Problem statement → Return the listing below unchanged, minus its pictures.

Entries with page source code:
---------------

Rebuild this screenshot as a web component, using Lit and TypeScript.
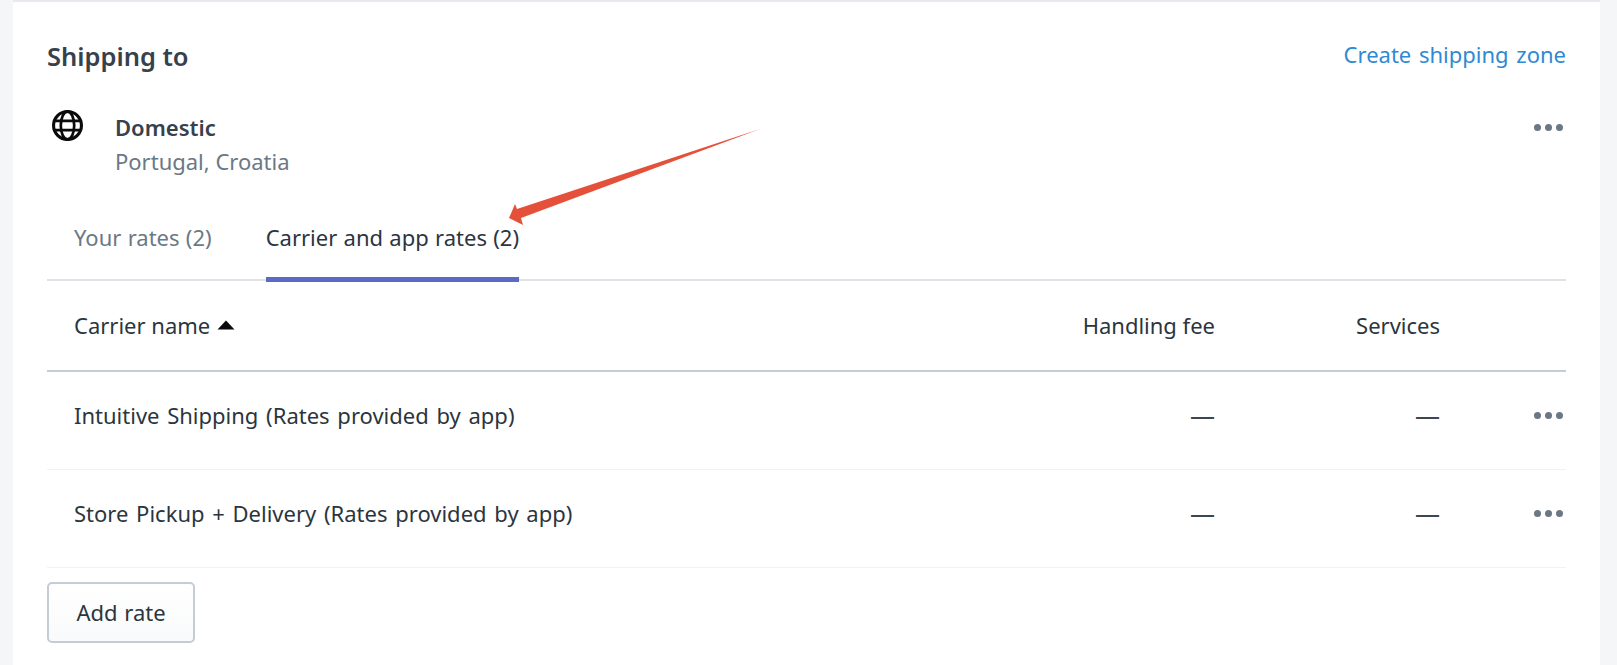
import { LitElement, html, css } from "lit";
import { customElement } from "lit/decorators.js";

const rows = ["Intuitive Shipping (Rates provided by app)", "Store Pickup + Delivery (Rates provided by app)"];

@customElement("app-root")
export class AppRoot extends LitElement {
  static styles = css`
    :host {
      display: block;
      position: relative;
      height: 665px;
      overflow: hidden;
      background: #f4f6f8;
      font-family: "Noto Sans", "Open Sans", sans-serif;
      font-size: 22px;
      color: #2b3540;
    }
    .card {
      margin: 0 17px 0 13px;
      height: 665px;
      box-sizing: border-box;
      background: #fff;
      border-top: 2px solid #e6e9ed;
      padding: 0 34px;
    }
    .head {
      height: 108px;
      display: flex;
      align-items: center;
      justify-content: space-between;
    }
    .head h2 {
      margin: 0;
      font-size: 25.5px;
      font-weight: 600;
      color: #36414c;
    }
    .link {
      color: #2f8ad1;
      margin-bottom: 4px;
      word-spacing: 2px;
    }
    .zone {
      display: flex;
      height: 69px;
    }
    .globe {
      width: 31px;
      height: 31px;
      margin: 0 32px 0 5px;
      flex: none;
    }
    .zone-text {
      flex: 1;
      line-height: 34px;
    }
    .zone-name {
      font-weight: 600;
      color: #36414c;
    }
    .sub {
      color: #6b7885;
    }
    .dots {
      display: flex;
      gap: 4px;
      margin-right: 3px;
    }
    .dots i {
      width: 7px;
      height: 7px;
      border-radius: 50%;
      background: #6b7785;
    }
    .zone .dots {
      margin-top: 14px;
    }
    .tabs {
      height: 102px;
      box-sizing: border-box;
      border-bottom: 2px solid #dfe3e8;
      display: flex;
      padding-left: 27px;
      gap: 54px;
      word-spacing: 0.6px;
    }
    .tab {
      height: 103px;
      box-sizing: border-box;
      padding-top: 41px;
      line-height: 34px;
      color: #6b7885;
    }
    .tab.active {
      color: #2b3540;
      border-bottom: 5px solid #5c6ac4;
    }
    .grid {
      display: grid;
      grid-template-columns: 1fr 150px 225px 126px;
      align-items: center;
      padding-left: 27px;
    }
    .grid .num {
      text-align: right;
    }
    .grid .dots {
      justify-content: flex-end;
    }
    .thead {
      height: 91px;
      box-sizing: border-box;
      border-bottom: 2px solid #c4cdd5;
      padding-bottom: 2px;
    }
    .sort {
      display: flex;
      align-items: center;
      gap: 7px;
    }
    .sort svg {
      width: 18px;
      height: 10px;
    }
    .row {
      height: 98px;
      box-sizing: border-box;
      border-bottom: 1px solid #f0f2f4;
      padding-bottom: 12px;
      word-spacing: 2px;
    }
    .row .dots {
      margin-top: 2px;
    }
    .row .num {
      font-size: 25px;
      color: #3d4752;
    }
    .btn {
      display: block;
      margin-top: 14px;
      width: 148px;
      height: 61px;
      box-sizing: border-box;
      padding: 0 0 2px;
      border: 2px solid #c4cdd5;
      border-radius: 5px;
      background: linear-gradient(to bottom, #fff, #f9fafb);
      font: inherit;
      word-spacing: 1px;
      color: #2b3540;
    }
    .arrow {
      position: absolute;
      left: 0;
      top: 0;
      width: 1617px;
      height: 665px;
      pointer-events: none;
    }
  `;

  dots() {
    return html`<div class="dots"><i></i><i></i><i></i></div>`;
  }

  render() {
    return html`
      <div class="card">
        <div class="head">
          <h2>Shipping to</h2>
          <span class="link">Create shipping zone</span>
        </div>
        <div class="zone">
          <svg class="globe" viewBox="0 0 30 30" fill="none" stroke="#0b0b0b" stroke-width="3">
            <circle cx="15" cy="15" r="13.5"></circle>
            <ellipse cx="15" cy="15" rx="6.5" ry="13.5" stroke-width="2.6"></ellipse>
            <path d="M2 10.5h26M2 19.5h26" stroke-width="2.6"></path>
          </svg>
          <div class="zone-text">
            <div class="zone-name">Domestic</div>
            <div class="sub">Portugal, Croatia</div>
          </div>
          ${this.dots()}
        </div>
        <div class="tabs">
          <div class="tab">Your rates (2)</div>
          <div class="tab active">Carrier and app rates (2)</div>
        </div>
        <div class="grid thead">
          <div class="sort">
            Carrier name
            <svg viewBox="0 0 18 10"><path d="M9 0.5 L17.5 9.5 H0.5 Z" fill="#0b0b0b"></path></svg>
          </div>
          <div class="num">Handling fee</div>
          <div class="num">Services</div>
          <div></div>
        </div>
        ${rows.map(
          (name) => html`
            <div class="grid row">
              <div>${name}</div>
              <div class="num">—</div>
              <div class="num">—</div>
              ${this.dots()}
            </div>
          `
        )}
        <button class="btn">Add rate</button>
      </div>
      <svg class="arrow" viewBox="0 0 1617 665">
        <path d="M760 129 L517 209 L515 204 L509 218 L523 225 L521 218 Z" fill="#e5503a"></path>
      </svg>
    `;
  }
}
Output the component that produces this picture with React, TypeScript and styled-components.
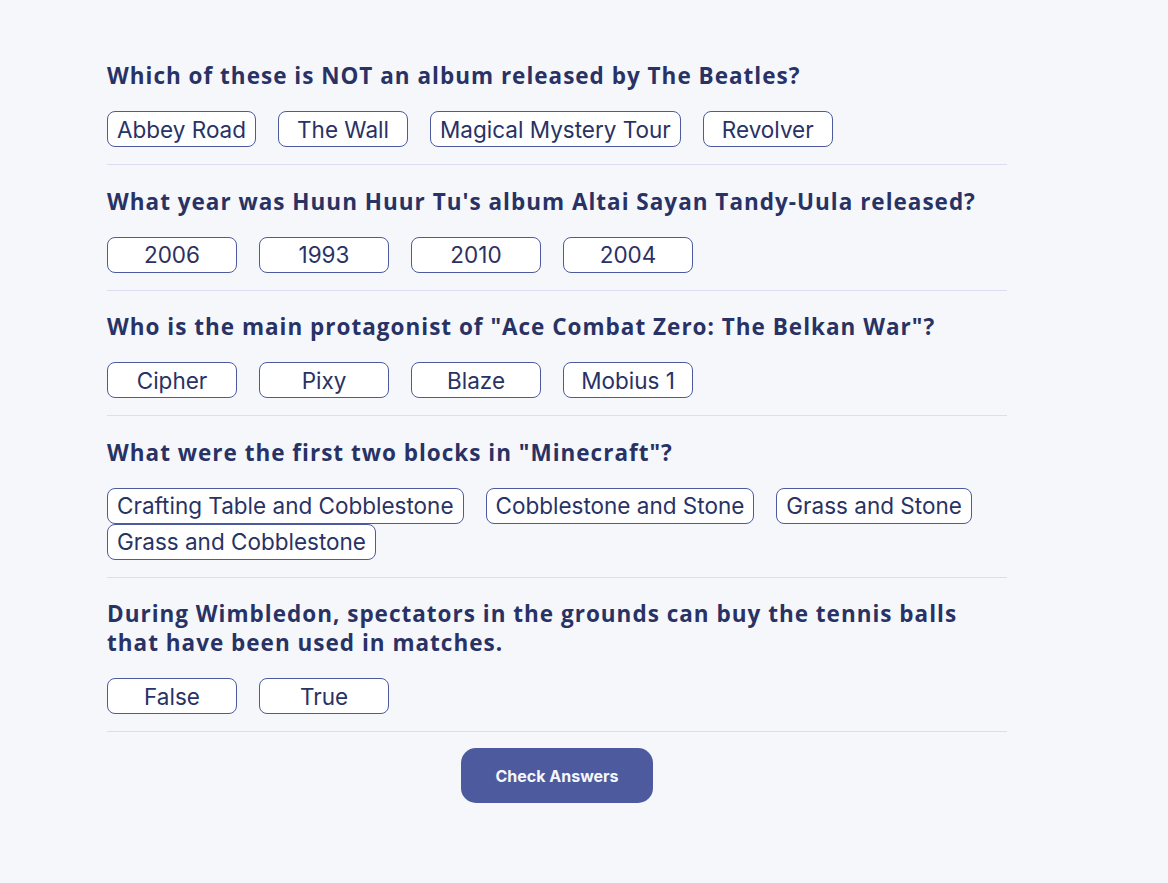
import React from "react";
import styled, { createGlobalStyle } from "styled-components";

const GlobalStyle = createGlobalStyle`
  html, body { margin: 0; padding: 0; background: #F5F7FB; }
  body { font-family: Inter, "Noto Sans", sans-serif; }
`;

const Page = styled.main`
  box-sizing: border-box;
  width: 900px;
  margin-left: 107px;
  padding-top: 39.5px;
  padding-bottom: 40px;
  display: flex;
  flex-direction: column;
`;

const QuestionBlock = styled.section`
  padding: 21.5px 0 17px;
  border-bottom: 1px solid #DBDEF0;
`;

const Question = styled.h2`
  margin: 0 0 21px;
  font-family: "Open Sans", Lato, sans-serif;
  font-weight: 700;
  font-size: 22.5px;
  letter-spacing: 1px;
  line-height: 29px;
  color: #293264;
  max-width: 900px;
`;

const Answers = styled.div`
  display: flex;
  flex-wrap: wrap;
  column-gap: 22px;
  row-gap: 0;
`;

const Answer = styled.button`
  box-sizing: border-box;
  min-width: 130px;
  height: 36px;
  padding: 1px 9px 0;
  border: 1px solid #4D5B9E;
  border-radius: 8px;
  background: #FFFFFF;
  color: #293264;
  font-family: Inter, sans-serif;
  font-size: 22.5px;
  line-height: 26px;
  cursor: pointer;
`;

const CheckButton = styled.button`
  align-self: center;
  margin-top: 16px;
  width: 192px;
  height: 55px;
  border: none;
  border-radius: 15px;
  background: #4D5B9E;
  color: #F5F7FB;
  font-family: Inter, sans-serif;
  font-weight: 700;
  font-size: 16px;
  cursor: pointer;
`;

const quiz = [
  {
    q: "Which of these is NOT an album released by The Beatles?",
    a: ["Abbey Road", "The Wall", "Magical Mystery Tour", "Revolver"],
  },
  {
    q: "What year was Huun Huur Tu's album Altai Sayan Tandy-Uula released?",
    a: ["2006", "1993", "2010", "2004"],
  },
  {
    q: "Who is the main protagonist of \"Ace Combat Zero: The Belkan War\"?",
    a: ["Cipher", "Pixy", "Blaze", "Mobius 1"],
  },
  {
    q: "What were the first two blocks in \"Minecraft\"?",
    a: [
      "Crafting Table and Cobblestone",
      "Cobblestone and Stone",
      "Grass and Stone",
      "Grass and Cobblestone",
    ],
  },
  {
    q: "During Wimbledon, spectators in the grounds can buy the tennis balls that have been used in matches.",
    a: ["False", "True"],
  },
];

export default function App() {
  return (
    <>
      <GlobalStyle />
      <Page>
        {quiz.map((item) => (
          <QuestionBlock key={item.q}>
            <Question>{item.q}</Question>
            <Answers>
              {item.a.map((ans) => (
                <Answer key={ans}>{ans}</Answer>
              ))}
            </Answers>
          </QuestionBlock>
        ))}
        <CheckButton>Check Answers</CheckButton>
      </Page>
    </>
  );
}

---------------

Solution to the exercise →
Rebuild this screenshot as a web component, using Lit and TypeScript.
import { LitElement, html, css } from "lit";
import { customElement } from "lit/decorators.js";

const rows = ["Intuitive Shipping (Rates provided by app)", "Store Pickup + Delivery (Rates provided by app)"];

@customElement("app-root")
export class AppRoot extends LitElement {
  static styles = css`
    :host {
      display: block;
      position: relative;
      height: 665px;
      overflow: hidden;
      background: #f4f6f8;
      font-family: "Noto Sans", "Open Sans", sans-serif;
      font-size: 22px;
      color: #2b3540;
    }
    .card {
      margin: 0 17px 0 13px;
      height: 665px;
      box-sizing: border-box;
      background: #fff;
      border-top: 2px solid #e6e9ed;
      padding: 0 34px;
    }
    .head {
      height: 108px;
      display: flex;
      align-items: center;
      justify-content: space-between;
    }
    .head h2 {
      margin: 0;
      font-size: 25.5px;
      font-weight: 600;
      color: #36414c;
    }
    .link {
      color: #2f8ad1;
      margin-bottom: 4px;
      word-spacing: 2px;
    }
    .zone {
      display: flex;
      height: 69px;
    }
    .globe {
      width: 31px;
      height: 31px;
      margin: 0 32px 0 5px;
      flex: none;
    }
    .zone-text {
      flex: 1;
      line-height: 34px;
    }
    .zone-name {
      font-weight: 600;
      color: #36414c;
    }
    .sub {
      color: #6b7885;
    }
    .dots {
      display: flex;
      gap: 4px;
      margin-right: 3px;
    }
    .dots i {
      width: 7px;
      height: 7px;
      border-radius: 50%;
      background: #6b7785;
    }
    .zone .dots {
      margin-top: 14px;
    }
    .tabs {
      height: 102px;
      box-sizing: border-box;
      border-bottom: 2px solid #dfe3e8;
      display: flex;
      padding-left: 27px;
      gap: 54px;
      word-spacing: 0.6px;
    }
    .tab {
      height: 103px;
      box-sizing: border-box;
      padding-top: 41px;
      line-height: 34px;
      color: #6b7885;
    }
    .tab.active {
      color: #2b3540;
      border-bottom: 5px solid #5c6ac4;
    }
    .grid {
      display: grid;
      grid-template-columns: 1fr 150px 225px 126px;
      align-items: center;
      padding-left: 27px;
    }
    .grid .num {
      text-align: right;
    }
    .grid .dots {
      justify-content: flex-end;
    }
    .thead {
      height: 91px;
      box-sizing: border-box;
      border-bottom: 2px solid #c4cdd5;
      padding-bottom: 2px;
    }
    .sort {
      display: flex;
      align-items: center;
      gap: 7px;
    }
    .sort svg {
      width: 18px;
      height: 10px;
    }
    .row {
      height: 98px;
      box-sizing: border-box;
      border-bottom: 1px solid #f0f2f4;
      padding-bottom: 12px;
      word-spacing: 2px;
    }
    .row .dots {
      margin-top: 2px;
    }
    .row .num {
      font-size: 25px;
      color: #3d4752;
    }
    .btn {
      display: block;
      margin-top: 14px;
      width: 148px;
      height: 61px;
      box-sizing: border-box;
      padding: 0 0 2px;
      border: 2px solid #c4cdd5;
      border-radius: 5px;
      background: linear-gradient(to bottom, #fff, #f9fafb);
      font: inherit;
      word-spacing: 1px;
      color: #2b3540;
    }
    .arrow {
      position: absolute;
      left: 0;
      top: 0;
      width: 1617px;
      height: 665px;
      pointer-events: none;
    }
  `;

  dots() {
    return html`<div class="dots"><i></i><i></i><i></i></div>`;
  }

  render() {
    return html`
      <div class="card">
        <div class="head">
          <h2>Shipping to</h2>
          <span class="link">Create shipping zone</span>
        </div>
        <div class="zone">
          <svg class="globe" viewBox="0 0 30 30" fill="none" stroke="#0b0b0b" stroke-width="3">
            <circle cx="15" cy="15" r="13.5"></circle>
            <ellipse cx="15" cy="15" rx="6.5" ry="13.5" stroke-width="2.6"></ellipse>
            <path d="M2 10.5h26M2 19.5h26" stroke-width="2.6"></path>
          </svg>
          <div class="zone-text">
            <div class="zone-name">Domestic</div>
            <div class="sub">Portugal, Croatia</div>
          </div>
          ${this.dots()}
        </div>
        <div class="tabs">
          <div class="tab">Your rates (2)</div>
          <div class="tab active">Carrier and app rates (2)</div>
        </div>
        <div class="grid thead">
          <div class="sort">
            Carrier name
            <svg viewBox="0 0 18 10"><path d="M9 0.5 L17.5 9.5 H0.5 Z" fill="#0b0b0b"></path></svg>
          </div>
          <div class="num">Handling fee</div>
          <div class="num">Services</div>
          <div></div>
        </div>
        ${rows.map(
          (name) => html`
            <div class="grid row">
              <div>${name}</div>
              <div class="num">—</div>
              <div class="num">—</div>
              ${this.dots()}
            </div>
          `
        )}
        <button class="btn">Add rate</button>
      </div>
      <svg class="arrow" viewBox="0 0 1617 665">
        <path d="M760 129 L517 209 L515 204 L509 218 L523 225 L521 218 Z" fill="#e5503a"></path>
      </svg>
    `;
  }
}
Output the component that produces this picture with React, TypeScript and styled-components.
import React from "react";
import styled, { createGlobalStyle } from "styled-components";

const GlobalStyle = createGlobalStyle`
  html, body { margin: 0; padding: 0; background: #F5F7FB; }
  body { font-family: Inter, "Noto Sans", sans-serif; }
`;

const Page = styled.main`
  box-sizing: border-box;
  width: 900px;
  margin-left: 107px;
  padding-top: 39.5px;
  padding-bottom: 40px;
  display: flex;
  flex-direction: column;
`;

const QuestionBlock = styled.section`
  padding: 21.5px 0 17px;
  border-bottom: 1px solid #DBDEF0;
`;

const Question = styled.h2`
  margin: 0 0 21px;
  font-family: "Open Sans", Lato, sans-serif;
  font-weight: 700;
  font-size: 22.5px;
  letter-spacing: 1px;
  line-height: 29px;
  color: #293264;
  max-width: 900px;
`;

const Answers = styled.div`
  display: flex;
  flex-wrap: wrap;
  column-gap: 22px;
  row-gap: 0;
`;

const Answer = styled.button`
  box-sizing: border-box;
  min-width: 130px;
  height: 36px;
  padding: 1px 9px 0;
  border: 1px solid #4D5B9E;
  border-radius: 8px;
  background: #FFFFFF;
  color: #293264;
  font-family: Inter, sans-serif;
  font-size: 22.5px;
  line-height: 26px;
  cursor: pointer;
`;

const CheckButton = styled.button`
  align-self: center;
  margin-top: 16px;
  width: 192px;
  height: 55px;
  border: none;
  border-radius: 15px;
  background: #4D5B9E;
  color: #F5F7FB;
  font-family: Inter, sans-serif;
  font-weight: 700;
  font-size: 16px;
  cursor: pointer;
`;

const quiz = [
  {
    q: "Which of these is NOT an album released by The Beatles?",
    a: ["Abbey Road", "The Wall", "Magical Mystery Tour", "Revolver"],
  },
  {
    q: "What year was Huun Huur Tu's album Altai Sayan Tandy-Uula released?",
    a: ["2006", "1993", "2010", "2004"],
  },
  {
    q: "Who is the main protagonist of \"Ace Combat Zero: The Belkan War\"?",
    a: ["Cipher", "Pixy", "Blaze", "Mobius 1"],
  },
  {
    q: "What were the first two blocks in \"Minecraft\"?",
    a: [
      "Crafting Table and Cobblestone",
      "Cobblestone and Stone",
      "Grass and Stone",
      "Grass and Cobblestone",
    ],
  },
  {
    q: "During Wimbledon, spectators in the grounds can buy the tennis balls that have been used in matches.",
    a: ["False", "True"],
  },
];

export default function App() {
  return (
    <>
      <GlobalStyle />
      <Page>
        {quiz.map((item) => (
          <QuestionBlock key={item.q}>
            <Question>{item.q}</Question>
            <Answers>
              {item.a.map((ans) => (
                <Answer key={ans}>{ans}</Answer>
              ))}
            </Answers>
          </QuestionBlock>
        ))}
        <CheckButton>Check Answers</CheckButton>
      </Page>
    </>
  );
}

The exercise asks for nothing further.